Proof: By applying the above lemma repeatedly, we see $$\lambda(R\big/M^k)=\lambda(R\big/M)+\lambda(M\big/M^2)+\dots+\lambda(M^{k-1}\big/M^k).$$ But each $M^{i}\big/M^{i+1}$ is a vector space over the field $R\big/M$, so its length over $R$ is equal to its dimension over $R\big/M$. On the other hand, since $R$ is Noetherian, each $M^i\big/M^{i+1}$ is finitely generated as an $R$-module, and hence finite-dimensional as a $R\big/M$-vector space, so each $\lambda(M^i\big/M^{i+1})<\infty$ and thus we are done. $\blacksquare$

Answer 2

Let $R$ be a noetherian ring and $M$ a finitely generated $R$-module. Then $M$ has finite length iff $\mathrm{Ass}(M)\subseteq\mathrm{Max}(R)$.
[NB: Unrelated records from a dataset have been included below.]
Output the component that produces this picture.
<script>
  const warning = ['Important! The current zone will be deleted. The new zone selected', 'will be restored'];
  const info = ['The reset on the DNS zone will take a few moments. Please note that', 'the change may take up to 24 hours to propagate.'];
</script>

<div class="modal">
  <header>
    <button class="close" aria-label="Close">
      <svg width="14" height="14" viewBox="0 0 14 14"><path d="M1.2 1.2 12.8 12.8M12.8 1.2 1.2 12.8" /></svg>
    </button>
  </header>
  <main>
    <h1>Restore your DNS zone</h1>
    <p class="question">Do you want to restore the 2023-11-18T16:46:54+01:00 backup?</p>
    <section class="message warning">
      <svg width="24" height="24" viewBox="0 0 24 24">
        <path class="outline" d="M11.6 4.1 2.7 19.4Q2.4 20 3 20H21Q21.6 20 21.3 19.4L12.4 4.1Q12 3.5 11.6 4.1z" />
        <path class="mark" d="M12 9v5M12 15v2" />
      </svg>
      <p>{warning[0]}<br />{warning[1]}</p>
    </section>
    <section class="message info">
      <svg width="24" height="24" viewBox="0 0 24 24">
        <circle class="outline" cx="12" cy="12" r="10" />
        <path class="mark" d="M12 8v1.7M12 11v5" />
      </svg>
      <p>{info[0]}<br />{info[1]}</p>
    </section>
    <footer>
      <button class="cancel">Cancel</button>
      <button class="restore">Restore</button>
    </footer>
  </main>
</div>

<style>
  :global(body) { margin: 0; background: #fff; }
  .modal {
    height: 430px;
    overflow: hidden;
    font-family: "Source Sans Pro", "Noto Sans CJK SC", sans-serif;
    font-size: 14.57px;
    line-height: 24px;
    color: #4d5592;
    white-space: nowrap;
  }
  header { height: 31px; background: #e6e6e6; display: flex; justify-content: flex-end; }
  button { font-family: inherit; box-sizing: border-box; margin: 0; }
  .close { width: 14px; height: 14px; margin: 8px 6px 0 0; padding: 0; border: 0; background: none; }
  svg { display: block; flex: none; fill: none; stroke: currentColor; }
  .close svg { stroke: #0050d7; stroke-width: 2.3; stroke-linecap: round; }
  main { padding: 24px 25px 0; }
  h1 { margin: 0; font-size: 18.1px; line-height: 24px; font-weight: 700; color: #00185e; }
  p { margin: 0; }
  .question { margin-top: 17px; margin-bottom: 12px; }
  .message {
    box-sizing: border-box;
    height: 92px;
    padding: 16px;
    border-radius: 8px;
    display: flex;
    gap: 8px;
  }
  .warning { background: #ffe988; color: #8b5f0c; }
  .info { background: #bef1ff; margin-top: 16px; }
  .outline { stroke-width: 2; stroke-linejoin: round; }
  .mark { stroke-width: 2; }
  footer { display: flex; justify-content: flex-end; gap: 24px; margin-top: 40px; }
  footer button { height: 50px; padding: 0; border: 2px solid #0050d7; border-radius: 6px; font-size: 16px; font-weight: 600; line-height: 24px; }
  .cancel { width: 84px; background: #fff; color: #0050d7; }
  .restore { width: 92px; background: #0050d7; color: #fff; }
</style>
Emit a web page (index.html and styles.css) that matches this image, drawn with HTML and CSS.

If $M$ has finite length, then it is artinian, so the ring $R/\mathrm{Ann}(M)$ is artinian. It follows that every prime ideal in $\mathrm{Supp}(M)$ is maximal. In particular, all asociated primes of $M$ are maximal.

For the converse it is enough to show that $\mathrm{Supp}(M)\subseteq\mathrm{Max}(R)$. Let $P$ be a prime minimal in $\mathrm{Supp}(M)$. Then it belongs to $\mathrm{Ass}(M)$ and therefore it is maximal.